Use A Four-Week Plan To Stay Consistent

Weekly focus Mon–Thu routine Fri–Sun routine
Week 1: Input first 15 minutes reading + 10 minutes listening One long read + one film with captions
Week 2: Output reps One voice note + three-line journal One longer writing piece + revise it
Week 3: Vocabulary control Collect 2 new items a day, then use one in a sentence Pick 3 keepers, make a mini story with them
Week 4: Style and polish Copywork 10 minutes + rewrite one paragraph Read your writing out loud and smooth it

This plan is meant to be reused. When you finish four weeks, start again with new material. Keep the rhythm, swap the content.

Steal A Writer’s Toolbox Without Copying Their Voice

Writers leave clues. When you spot a sentence that hits, you can reverse-engineer it. Not to clone it, but to learn the move.

Five Moves Worth Collecting

  • Strong openers: Start with a detail, not a thesis.
  • Concrete nouns: Swap “thing” for the real object.
  • Verb punch: Choose verbs that carry action.
  • Rhythm shifts: Mix short lines with longer ones.
  • Clean endings: Finish on an image or a sharp thought.

When you find a move you like, label it in your notebook. Then try it in a paragraph about your own topic.

Use A Simple Self-Check For Cleaner English

When you write or speak, you can catch many errors with one pass that targets the usual suspects. This keeps you from getting stuck in endless editing.

One Pass, Six Checks

  • Did each sentence have a clear subject and verb?
  • Are your tenses steady inside a paragraph?
  • Did you use articles where they sound natural?
  • Are your pronouns clear, with no mystery “it”?
  • Do your sentences end clean, not drifting?
  • Did you repeat the same word too often?

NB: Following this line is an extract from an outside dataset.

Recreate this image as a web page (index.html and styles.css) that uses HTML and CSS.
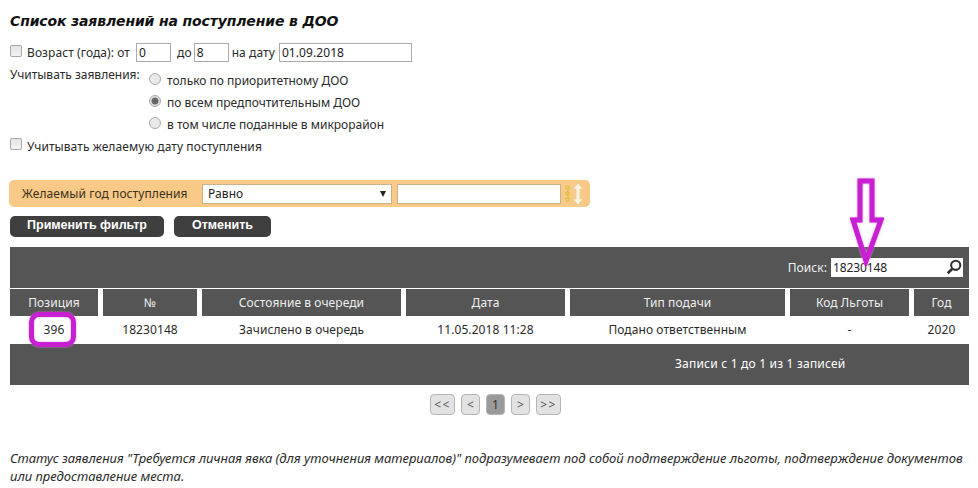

Printable Mini Checklist For English Lovers

  • Read 20 pages a week from something you enjoy.
  • Listen twice a week and shadow one short clip.
  • Write one page a week and revise it once.
  • Record two voice notes and tweak one small sound.
  • Keep 3 new words a week and use them in a story.
  • Do one word game session for spelling speed.

If you do these six items most weeks, you’ll build English skill that feels natural.